3 years, 5 months ago

Celebrating Satyajit Ray

About three months ago, when this Special Issue dedicated to Satyajit Ray was just an idea, in an unRayesque coincidence as it were, an email landed in my inbox, offering the first ray of hope. Apart from writing the lead article, he has been of great help in taking the idea forward by sending me the text of his conversations with Ray over a period, writing a piece on the master film-maker’s French connection and influence, permitting me to reproduce an extract from his book The Apu Trilogy: Satyajit Ray and the Making of an Epic that describes how Ray vibed with the sitar maestro Ravi Shankar who composed most of the music for the trilogy, paying a tribute to Nemai Ghosh, who is known as Ray’s photographer, and sharing visuals and ideas for visuals that could go in the issue. Satyaki Ghosh, son of Nemai Ghosh, was generous in permitting us to use extraordinary photographs of Ray on sets and film stills from his father’s oeuvre.
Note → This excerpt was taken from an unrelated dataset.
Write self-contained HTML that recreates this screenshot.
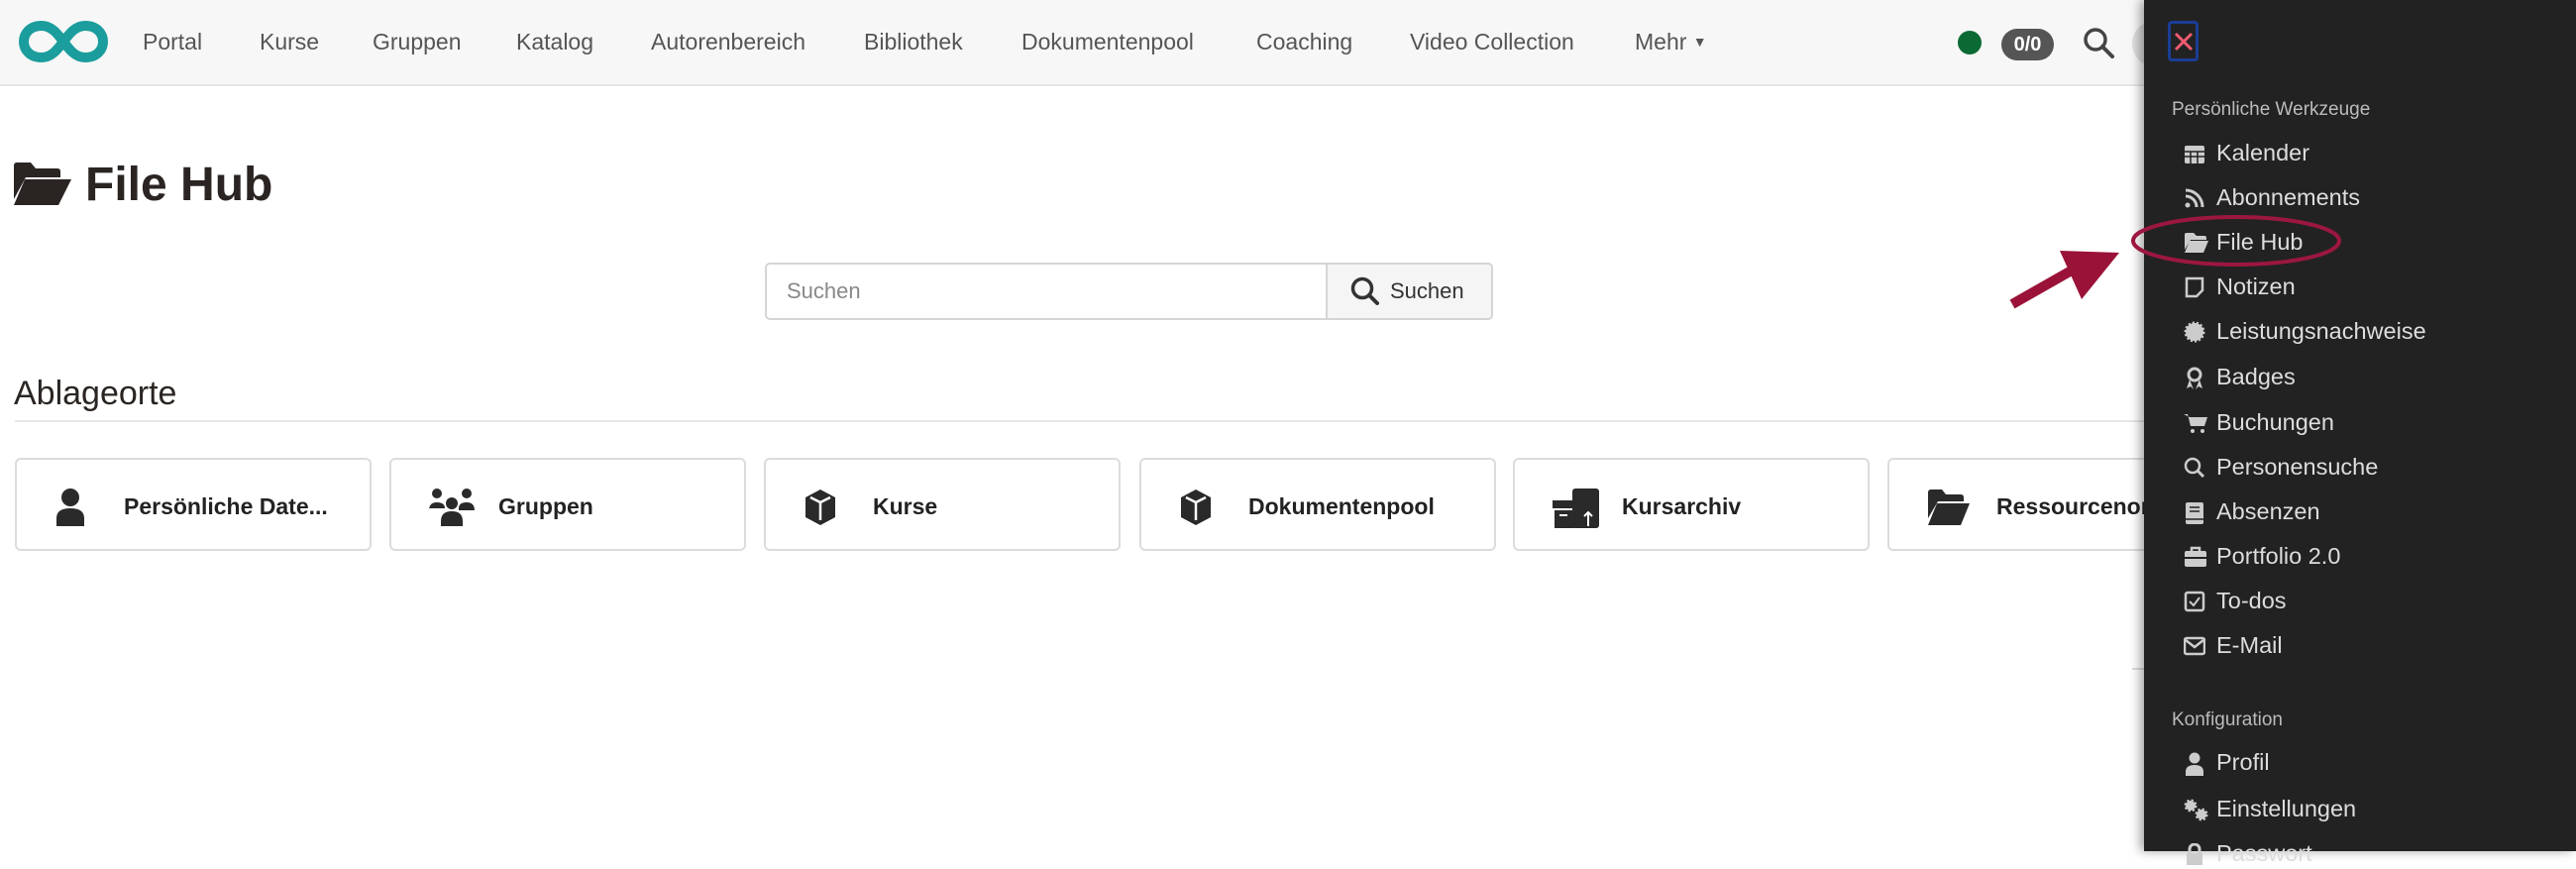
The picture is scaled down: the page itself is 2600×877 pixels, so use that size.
<!DOCTYPE html>
<html><head><meta charset="utf-8"><style>
*{margin:0;padding:0;box-sizing:border-box}
body{width:2600px;height:859px;overflow:hidden;background:#fff;font-family:"Liberation Sans",Arial,sans-serif;position:relative}
.abs{position:absolute}
.nav{left:0;top:0;width:2600px;height:87px;background:#f7f7f7;border-bottom:2px solid #e6e6e6}
.ni{position:absolute;top:29px;font-size:23px;color:#555;white-space:nowrap}
.card{position:absolute;top:462px;width:360px;height:94px;border:2px solid #dcdcdc;border-radius:6px;background:#fff}
.card svg{position:absolute;left:38px;top:29px}
.card span{position:absolute;left:108px;top:34px;font-size:23px;font-weight:bold;color:#222;white-space:nowrap}
.drawer{left:2164px;top:0;width:436px;height:859px;background:#222;box-shadow:-4px 0 10px rgba(0,0,0,.35)}
.dh{position:absolute;left:28px;font-size:19px;color:#bbb}
.di{position:absolute;left:40px;height:30px;font-size:23.5px;color:#ddd;white-space:nowrap}
.di svg{position:absolute;left:0;top:4px}
.di span{position:absolute;left:33px;top:1px}
</style></head><body>
<div class="abs nav">
 <svg class="abs" style="left:18px;top:20px" width="92" height="44" viewBox="0 0 92 44"><path d="M24 6C12 6 6 14 6 22s6 16 18 16c10 0 16-8 22-16s12-16 22-16c12 0 18 8 18 16s-6 16-18 16c-10 0-16-8-22-16S34 6 24 6z" fill="none" stroke="#1a9d9c" stroke-width="10"/></svg>
 <div class="ni" style="left:144px">Portal</div>
 <div class="ni" style="left:262px">Kurse</div>
 <div class="ni" style="left:376px">Gruppen</div>
 <div class="ni" style="left:521px">Katalog</div>
 <div class="ni" style="left:657px">Autorenbereich</div>
 <div class="ni" style="left:872px">Bibliothek</div>
 <div class="ni" style="left:1031px">Dokumentenpool</div>
 <div class="ni" style="left:1268px">Coaching</div>
 <div class="ni" style="left:1423px">Video Collection</div>
 <div class="ni" style="left:1650px">Mehr <span style="font-size:14px;position:relative;top:-3px">▼</span></div>
 <div class="abs" style="left:1976px;top:31px;width:24px;height:24px;border-radius:50%;background:#0b6a34"></div>
 <div class="abs" style="left:2020px;top:29px;width:53px;height:32px;border-radius:16px;background:#555;color:#fff;font-weight:bold;font-size:20px;text-align:center;line-height:32px">0/0</div>
 <svg class="abs" style="left:2102px;top:27px" width="34" height="32" viewBox="0 0 34 32"><circle cx="13" cy="13" r="10" fill="none" stroke="#444" stroke-width="3.5"/><path d="M20 20l10 10" stroke="#444" stroke-width="4" stroke-linecap="round"/></svg>
 <div class="abs" style="left:2152px;top:22px;width:40px;height:44px;border-radius:50%;background:#ddd"></div>
</div>

<svg class="abs" style="left:12px;top:163px" width="62" height="46" viewBox="0 0 62 46"><path d="M2 4q0-3 3-3h14l5 6h22q3 0 3 3v6H14L2 38z" fill="#2a2522"/><path d="M13 18h47l-13 26H2z" fill="#2a2522"/></svg>
<div class="abs" style="left:86px;top:159px;font-size:48px;font-weight:bold;color:#2a2522">File Hub</div>

<div class="abs" style="left:772px;top:265px;width:735px;height:58px;border:2px solid #d5d5d5;border-radius:5px;background:#fff"></div>
<div class="abs" style="left:1338px;top:265px;width:169px;height:58px;border:2px solid #d5d5d5;border-radius:0 5px 5px 0;background:#f5f5f5"></div>
<div class="abs" style="left:794px;top:281px;font-size:22px;color:#888">Suchen</div>
<svg class="abs" style="left:1362px;top:278px" width="32" height="32" viewBox="0 0 32 32"><circle cx="13" cy="13" r="9.5" fill="none" stroke="#333" stroke-width="3.5"/><path d="M20 20l8 8" stroke="#333" stroke-width="4" stroke-linecap="round"/></svg>
<div class="abs" style="left:1403px;top:281px;font-size:22px;color:#333">Suchen</div>

<div class="abs" style="left:14px;top:378px;font-size:34px;color:#2a2522">Ablageorte</div>
<div class="abs" style="left:15px;top:424px;width:2150px;height:2px;background:#e6e6e6"></div>

<div class="card" style="left:15px"><svg width="32" height="38" viewBox="0 0 32 38"><circle cx="16" cy="9" r="9" fill="#2a2a2a"/><path d="M2 38v-8q0-10 14-10t14 10v8z" fill="#2a2a2a"/></svg><span>Persönliche Date...</span></div>
<div class="card" style="left:393px"><svg width="46" height="38" viewBox="0 0 46 38"><circle cx="8" cy="5" r="5" fill="#2a2a2a"/><circle cx="38" cy="5" r="5" fill="#2a2a2a"/><circle cx="23" cy="15" r="6" fill="#2a2a2a"/><path d="M0 22q0-8 8-8t8 6H0zM30 20q0-6 8-6t8 8H30z" fill="#2a2a2a"/><path d="M12 38v-5q0-10 11-10t11 10v5z" fill="#2a2a2a"/></svg><span>Gruppen</span></div>
<div class="card" style="left:771px"><svg width="34" height="38" viewBox="0 0 34 38"><path d="M17 1L32 9v20L17 37 2 29V9z" fill="#2a2a2a"/><path d="M17 14l10-5M17 14L7 9M17 14v18" stroke="#fff" stroke-width="2.5" fill="none"/></svg><span>Kurse</span></div>
<div class="card" style="left:1150px"><svg width="34" height="38" viewBox="0 0 34 38"><path d="M17 1L32 9v20L17 37 2 29V9z" fill="#2a2a2a"/><path d="M17 14l10-5M17 14L7 9M17 14v18" stroke="#fff" stroke-width="2.5" fill="none"/></svg><span>Dokumentenpool</span></div>
<div class="card" style="left:1527px"><svg width="48" height="40" viewBox="0 0 48 40"><rect x="20" y="0" width="27" height="40" rx="3" fill="#2a2a2a"/><rect x="0" y="12" width="24" height="8" fill="#2a2a2a"/><rect x="2" y="22" width="20" height="18" fill="#2a2a2a"/><path d="M7 27h8" stroke="#fff" stroke-width="2"/><path d="M36 38V24m-4 4l4-4 4 4" stroke="#fff" stroke-width="2" fill="none"/></svg><span>Kursarchiv</span></div>
<div class="card" style="left:1905px"><svg width="44" height="38" viewBox="0 0 44 38"><path d="M1 4q0-3 3-3h11l4 5h15q3 0 3 3v4H11L1 30z" fill="#2a2a2a"/><path d="M10 15h33l-9 22H1z" fill="#2a2a2a"/></svg><span>Ressourcenordner</span></div>

<div class="abs" style="left:2152px;top:674px;width:14px;height:2px;background:#ddd"></div>

<div class="abs drawer">
 <div class="abs" style="left:24px;top:21px;width:31px;height:41px;border:3px solid #1b3d96;border-radius:4px"></div>
 <svg class="abs" style="left:29px;top:31px" width="22" height="22" viewBox="0 0 22 22"><path d="M3 3l16 16M19 3L3 19" stroke="#ef5a6f" stroke-width="3"/></svg>
 <div class="dh" style="top:100px">Persönliche Werkzeuge</div>
 <div class="di" style="top:140px"><svg width="22" height="22" viewBox="0 0 22 22"><rect x="1" y="3" width="20" height="18" rx="2" fill="#ccc"/><path d="M1 9h20M1 14h20M7 9v12M14 9v12" stroke="#222" stroke-width="1.5"/></svg><span>Kalender</span></div>
 <div class="di" style="top:185px"><svg width="22" height="22" viewBox="0 0 22 22"><circle cx="4" cy="18" r="2.5" fill="#ccc"/><path d="M2 9a11 11 0 0 1 11 11M2 3a17 17 0 0 1 17 17" stroke="#ccc" stroke-width="3" fill="none"/></svg><span>Abonnements</span></div>
 <div class="di" style="top:230px"><svg width="26" height="22" viewBox="0 0 26 22"><path d="M1 3q0-2 2-2h7l3 3h8q2 0 2 2v2H7L1 18z" fill="#ccc"/><path d="M6 9h19l-5 12H1z" fill="#ccc"/></svg><span>File Hub</span></div>
 <div class="di" style="top:275px"><svg width="22" height="22" viewBox="0 0 22 22"><path d="M3 2h16v12l-6 6H3z" fill="none" stroke="#ccc" stroke-width="2.5"/></svg><span>Notizen</span></div>
 <div class="di" style="top:320px"><svg width="22" height="22" viewBox="0 0 22 22"><circle cx="11" cy="11" r="9" fill="#ccc" stroke="#ccc" stroke-width="3" stroke-dasharray="2 2"/></svg><span>Leistungsnachweise</span></div>
 <div class="di" style="top:366px"><svg width="22" height="24" viewBox="0 0 22 24"><circle cx="11" cy="8" r="6" fill="none" stroke="#ccc" stroke-width="3"/><path d="M6 13l-3 9 4-2 3 3M16 13l3 9-4-2-3 3" fill="#ccc"/></svg><span>Badges</span></div>
 <div class="di" style="top:412px"><svg width="24" height="22" viewBox="0 0 24 22"><path d="M0 2h4l3 12h14l3-9H6" fill="#ccc"/><circle cx="9" cy="19" r="2" fill="#ccc"/><circle cx="19" cy="19" r="2" fill="#ccc"/></svg><span>Buchungen</span></div>
 <div class="di" style="top:457px"><svg width="22" height="22" viewBox="0 0 22 22"><circle cx="9" cy="9" r="7" fill="none" stroke="#ccc" stroke-width="2.5"/><path d="M14 14l6 6" stroke="#ccc" stroke-width="3"/></svg><span>Personensuche</span></div>
 <div class="di" style="top:502px"><svg width="22" height="24" viewBox="0 0 22 24"><rect x="2" y="1" width="18" height="22" rx="2" fill="#ccc"/><path d="M6 6h10M6 10h10M2 18h18" stroke="#222" stroke-width="1.5"/></svg><span>Absenzen</span></div>
 <div class="di" style="top:547px"><svg width="24" height="22" viewBox="0 0 24 22"><rect x="1" y="5" width="22" height="16" rx="2" fill="#ccc"/><path d="M8 5V2h8v3" stroke="#ccc" stroke-width="2.5" fill="none"/><path d="M1 12h22" stroke="#222" stroke-width="2"/></svg><span>Portfolio 2.0</span></div>
 <div class="di" style="top:592px"><svg width="22" height="22" viewBox="0 0 22 22"><rect x="2" y="2" width="18" height="18" rx="2" fill="none" stroke="#ccc" stroke-width="2.5"/><path d="M6 11l4 4 6-8" stroke="#ccc" stroke-width="2" fill="none"/></svg><span>To-dos</span></div>
 <div class="di" style="top:637px"><svg width="22" height="22" viewBox="0 0 22 22"><rect x="1" y="3" width="20" height="16" rx="2" fill="none" stroke="#ccc" stroke-width="2.5"/><path d="M2 5l9 7 9-7" stroke="#ccc" stroke-width="2.5" fill="none"/></svg><span>E-Mail</span></div>
 <div class="dh" style="top:716px">Konfiguration</div>
 <div class="di" style="top:755px"><svg width="22" height="24" viewBox="0 0 22 24"><circle cx="11" cy="6" r="5.5" fill="#ccc"/><path d="M2 24v-4q0-7 9-7t9 7v4z" fill="#ccc"/></svg><span>Profil</span></div>
 <div class="di" style="top:802px"><svg width="26" height="24" viewBox="0 0 26 24"><circle cx="7" cy="7" r="5" fill="#ccc" stroke="#ccc" stroke-width="3" stroke-dasharray="2 2"/><circle cx="18" cy="16" r="5" fill="#ccc" stroke="#ccc" stroke-width="3" stroke-dasharray="2 2"/></svg><span>Einstellungen</span></div>
 <div class="di" style="top:847px"><svg width="22" height="24" viewBox="0 0 22 24"><path d="M6 10V6a5 5 0 0 1 10 0v4" stroke="#ccc" stroke-width="3" fill="none"/><rect x="3" y="10" width="16" height="12" fill="#ccc"/></svg><span>Passwort</span></div>
</div>

<svg class="abs" style="left:2020px;top:210px" width="360" height="110" viewBox="2020 210 360 110">
 <ellipse cx="2257" cy="243" rx="104" ry="24" fill="none" stroke="#9c1740" stroke-width="4"/>
 <path d="M2031 307l58-33" stroke="#9b1239" stroke-width="10"/>
 <path d="M2139 255l-60-2 22 49z" fill="#9b1239"/>
</svg>
</body></html>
That was the kind of extraordinary warmth and respect the man evoked three decades after he left the scene and six decades after his Pather Panchali took the film world by storm—the man who disliked the first Bengali film he saw as a boy, who wanted to become a commercial artist, and who, as a hater of superstition, would have scoffed at a prediction by an astrologer that he would become internationally famous ‘through the use of light’.